Do you see Buhari supporting zoning ahead of 2023?

Buhari believes firmly and strictly in what is legal. Once you point out to the President that this is what the law says, he goes with it and other considerations won’t matter. I don’t know what he will do but it is only necessary that any leader, whose tenure is running out, ought to show interest in who their successor will be. Not for personal reasons but for the continuity of their policies and programmes. To that extent, even if Buhari is not inclined towards it. I will urge him to.

Do you think the President would support that power should move to the South?

When we were in the CPC, we got many votes but didn’t win. But there were other challenges; there was an unhealthy perception that Buhari was a religious bigot. He was also seen as someone who would be hard on corrupt persons and many groups didn’t feel they would be safe if he became the President, especially the Christian community. So we sat down as a strategic group and thought of what we could do.

Which bloc could give us the votes that could make Buhari to become the President?
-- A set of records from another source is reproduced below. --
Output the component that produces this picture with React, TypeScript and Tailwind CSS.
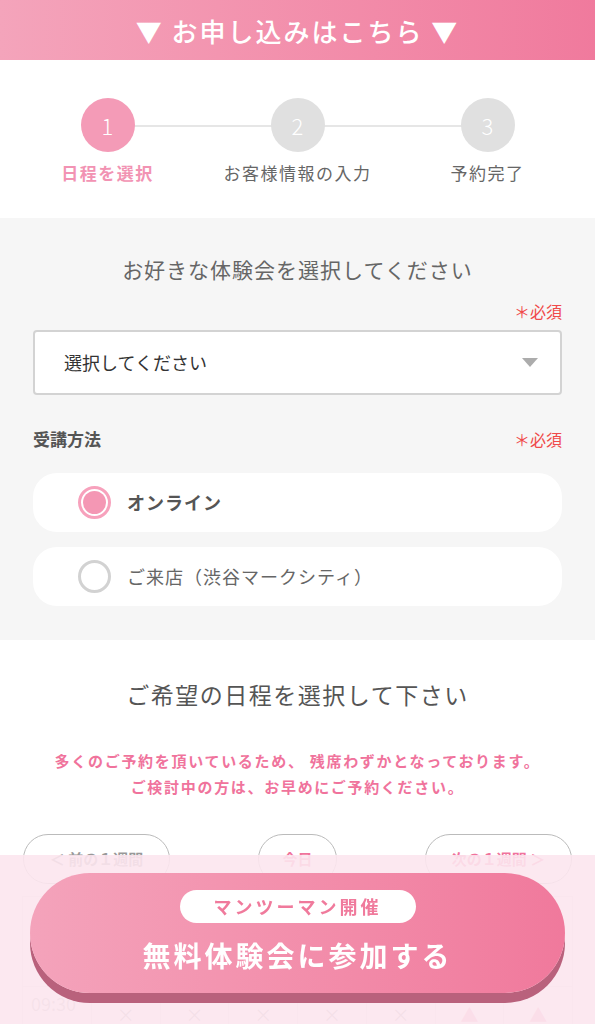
import React from "react";

const font = { fontFamily: '"Noto Sans CJK JP", "Noto Sans", sans-serif' };

const steps = [
  { n: "1", label: "日程を選択", active: true },
  { n: "2", label: "お客様情報の入力", active: false },
  { n: "3", label: "予約完了", active: false },
];

const days = [
  { d: "6/10", w: "月" },
  { d: "6/11", w: "火" },
  { d: "6/12", w: "水" },
  { d: "6/13", w: "木" },
  { d: "6/14", w: "金" },
  { d: "6/15", w: "土" },
  { d: "6/16", w: "日" },
];

const rows = [{ t: "09:30", marks: ["×", "×", "×", "×", "×", "▲", "▲"] }];

function Required() {
  return <span className="text-[16px] leading-[24px] text-[#f04a4a]">＊必須</span>;
}

function Radio({ checked, label }: { checked: boolean; label: string }) {
  return (
    <div className="flex h-[59px] items-center rounded-[24px] bg-white pl-[45px]">
      {checked ? (
        <span className="flex h-[33px] w-[33px] items-center justify-center rounded-full border-[3px] border-[#f7a1bc] bg-white">
          <span className="h-[23px] w-[23px] rounded-full bg-[#f497b4]" />
        </span>
      ) : (
        <span className="h-[33px] w-[33px] rounded-full border-[3px] border-[#d2d2d2] bg-white" />
      )}
      <span
        className={
          checked
            ? "ml-[16px] text-[18px] font-bold tracking-[1px] text-[#555]"
            : "ml-[16px] text-[18px] tracking-[1px] text-[#666]"
        }
      >
        {label}
      </span>
    </div>
  );
}

export default function App() {
  return (
    <div style={font} className="w-full bg-white">
      {/* header */}
      <div className="flex h-[60px] items-center justify-center bg-gradient-to-r from-[#f4a4bb] to-[#f07a9d]">
        <span className="text-[26px] font-medium tracking-[2px] text-white">▼ お申し込みはこちら ▼</span>
      </div>

      {/* steps */}
      <div className="h-[158px] bg-white pt-[38px]">
        <div className="relative mx-auto grid w-[570px] grid-cols-3">
          <div className="absolute left-[95px] right-[95px] top-[27px] h-[2px] bg-[#e6e6e6]" />
          {steps.map((s) => (
            <div key={s.n} className="relative flex flex-col items-center">
              <div
                className={
                  s.active
                    ? "flex h-[54px] w-[54px] items-center justify-center rounded-full bg-[#f49bb7] text-[22px] font-light text-white"
                    : "flex h-[54px] w-[54px] items-center justify-center rounded-full bg-[#e0e0e0] text-[22px] font-light text-white"
                }
              >
                {s.n}
              </div>
              <div
                className={
                  s.active
                    ? "mt-[9px] text-[17px] font-bold leading-[24px] tracking-[1.5px] text-[#f293b3]"
                    : "mt-[9px] text-[17px] leading-[24px] tracking-[1.5px] text-[#666]"
                }
              >
                {s.label}
              </div>
            </div>
          ))}
        </div>
      </div>

      {/* form */}
      <div className="bg-[#f6f6f6] px-[33px] pb-[34px] pt-[36px]">
        <div className="text-center text-[21px] leading-[30px] tracking-[1px] text-[#666]">
          お好きな体験会を選択してください
        </div>
        <div className="mt-[15px] flex justify-end">
          <Required />
        </div>
        <div className="mt-[7px] flex h-[65px] items-center justify-between rounded-[4px] border-2 border-[#d3d3d3] bg-white pl-[29px] pr-[22px]">
          <span className="text-[18px] text-[#333]">選択してください</span>
          <svg width="16" height="9" viewBox="0 0 16 9">
            <path d="M0 0 L16 0 L8 9 Z" fill="#acacac" />
          </svg>
        </div>
        <div className="mt-[32px] flex items-center justify-between">
          <span className="text-[17px] font-bold leading-[24px] text-[#555]">受講方法</span>
          <Required />
        </div>
        <div className="mt-[22px] flex flex-col gap-[15px]">
          <Radio checked label="オンライン" />
          <Radio checked={false} label="ご来店（渋谷マークシティ）" />
        </div>
      </div>

      {/* schedule */}
      <div className="bg-white pt-[38px]">
        <div className="text-center text-[23px] leading-[32px] tracking-[1.5px] text-[#555]">
          ご希望の日程を選択して下さい
        </div>
        <div className="mt-[38px] text-center text-[15px] font-bold leading-[26px] tracking-[1.7px] text-[#f0739c]">
          <div>多くのご予約を頂いているため、 残席わずかとなっております。</div>
          <div>ご検討中の方は、お早めにご予約ください。</div>
        </div>
        <div className="mx-[23px] mt-[34px] flex items-center justify-between">
          <button className="h-[50px] w-[147px] rounded-full border-[1.5px] border-[#bbb] text-[15px] font-bold text-[#999]">
            ＜ 前の１週間
          </button>
          <button className="h-[50px] w-[79px] rounded-full border-[1.5px] border-[#bbb] text-[15px] font-bold text-[#f0739c]">
            今日
          </button>
          <button className="h-[50px] w-[147px] rounded-full border-[1.5px] border-[#bbb] text-[15px] font-bold text-[#f0739c]">
            次の１週間 ＞
          </button>
        </div>
        <div className="mx-[22px] mt-[12px] border-l border-t border-[#e4e4e4]">
          <div className="grid h-[90px] grid-cols-8 border-b border-[#e4e4e4]">
            <div className="border-r border-[#e4e4e4]" />
            {days.map((d) => (
              <div
                key={d.d}
                className="flex flex-col items-center justify-center border-r border-[#e4e4e4] text-[14px] text-[#666]"
              >
                <span>{d.d}</span>
                <span>({d.w})</span>
              </div>
            ))}
          </div>
          {rows.map((r) => (
            <div key={r.t} className="grid h-[38px] grid-cols-8">
              <div className="border-r border-[#e4e4e4] pl-[8px] pt-[4px] text-[18px] leading-[24px] text-[#bbb]">
                {r.t}
              </div>
              {r.marks.map((m, i) => (
                <div
                  key={i}
                  className={
                    m === "×"
                      ? "flex items-end justify-center border-r border-[#e4e4e4] text-[18px] leading-[22px] text-[#aaa]"
                      : "flex items-end justify-center border-r border-[#e4e4e4] text-[18px] leading-[22px] text-[#f497b4]"
                  }
                >
                  {m}
                </div>
              ))}
            </div>
          ))}
        </div>
      </div>

      {/* fixed CTA */}
      <div className="fixed bottom-0 left-0 right-0 h-[169px] bg-[#fce6ee]/90 px-[30px] pt-[18px]">
        <button className="flex h-[120px] w-full flex-col items-center rounded-full bg-gradient-to-r from-[#f4a3bb] to-[#f0799c] pt-[17px] shadow-[0_10px_0_#b9617c]">
          <span className="flex h-[33px] w-[236px] items-center justify-center rounded-full bg-white text-[18px] font-bold tracking-[3px] text-[#f07a9c]">
            マンツーマン開催
          </span>
          <span className="mt-[12px] text-[28px] font-bold leading-[40px] tracking-[3px] text-white">
            無料体験会に参加する
          </span>
        </button>
      </div>
    </div>
  );
}
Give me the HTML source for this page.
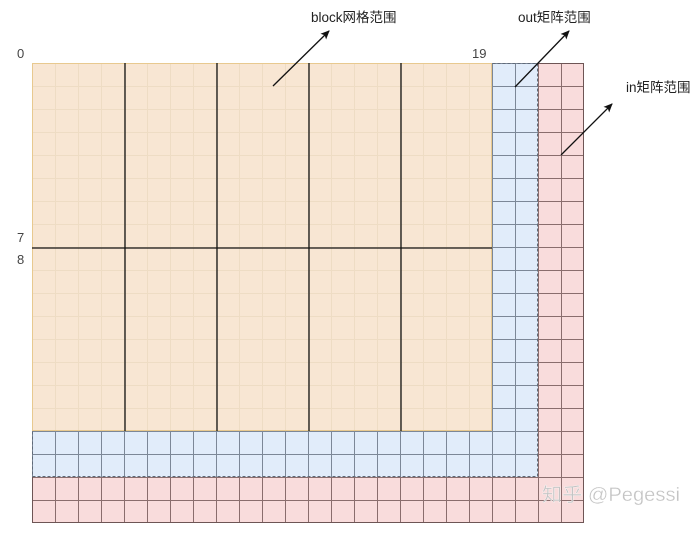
<!DOCTYPE html>
<html><head><meta charset="utf-8"><style>
html,body{margin:0;padding:0;background:#fff;width:699px;height:544px;overflow:hidden}
svg{display:block}
text{font-family:"Liberation Sans","Noto Sans CJK SC",sans-serif}
</style></head><body>
<svg width="699" height="544" viewBox="0 0 699 544" xmlns="http://www.w3.org/2000/svg">
<defs>
<pattern id="pk" x="32" y="63" width="23" height="23" patternUnits="userSpaceOnUse">
<rect width="23" height="23" fill="#f9dcdc"/>
<path d="M0 0.5H23M0.5 0V23" stroke="#8a6d6d" stroke-width="1" fill="none"/>
</pattern>
<pattern id="bl" x="32" y="63" width="23" height="23" patternUnits="userSpaceOnUse">
<rect width="23" height="23" fill="#e1ecfa"/>
<path d="M0 0.5H23M0.5 0V23" stroke="#7c8797" stroke-width="1" fill="none"/>
</pattern>
<pattern id="or" x="32" y="63" width="23" height="23" patternUnits="userSpaceOnUse">
<rect width="23" height="23" fill="#f8e6d3"/>
<path d="M0 0.5H23M0.5 0V23" stroke="#eedcc4" stroke-width="1" fill="none"/>
</pattern>
<marker id="ah" markerWidth="10" markerHeight="10" refX="8" refY="5" orient="auto" markerUnits="userSpaceOnUse">
<path d="M0 1L9 5L0 9L2 5Z" fill="#111"/>
</marker>
</defs>
<rect x="32" y="63" width="552" height="460" fill="url(#pk)"/>
<rect x="32.5" y="63.5" width="551" height="459" fill="none" stroke="#6e5555"/>
<rect x="32" y="63" width="506" height="414" fill="url(#bl)"/>
<rect x="32.5" y="63.5" width="505" height="413" fill="none" stroke="#5f6a78" stroke-dasharray="3 2"/>
<rect x="32" y="63" width="460" height="368" fill="url(#or)"/>
<rect x="32.5" y="63.5" width="459" height="367" fill="none" stroke="#e8c98f"/>
<g stroke="#111" stroke-width="1.3">
<path d="M125 63V431M217 63V431M309 63V431M401 63V431M32 248H492"/>
</g>
<g stroke="#111" stroke-width="1.3" fill="none">
<line x1="273" y1="86" x2="329" y2="31" marker-end="url(#ah)"/>
<line x1="515" y1="87" x2="569" y2="31" marker-end="url(#ah)"/>
<line x1="561" y1="155" x2="612" y2="104" marker-end="url(#ah)"/>
</g>
<g font-size="13.5" fill="#222">
<text x="311" y="22">block网格范围</text>
<text x="518" y="22">out矩阵范围</text>
<text x="626" y="92">in矩阵范围</text>
</g>
<g font-size="13" fill="#444">
<text x="17" y="58">0</text>
<text x="472" y="58">19</text>
<text x="17" y="242">7</text>
<text x="17" y="264">8</text>
</g>
<text x="542" y="501" font-size="19" fill="#c4c4c4" stroke="#fff" stroke-width="0.3" textLength="138" lengthAdjust="spacingAndGlyphs">知乎 @Pegessi</text>
</svg>
</body></html>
There was no other bloc other than the South-West bloc, which had the defunct ACN in control of states in the South-West as a regional party. This was done as far back as 2010, so we planned to have a merger before the 2011 general elections. But time ran out on us. The merger didn’t work. After the loss, we were encouraged to start the merger process again. I remember a letter from the chairman of the CPC Board of Trustees directing our committee to work with the ACN, only towards having a merger. It was when we read his letter for discussion that we decided that we should not restrict it to the ACN. We moved to include the ANPP.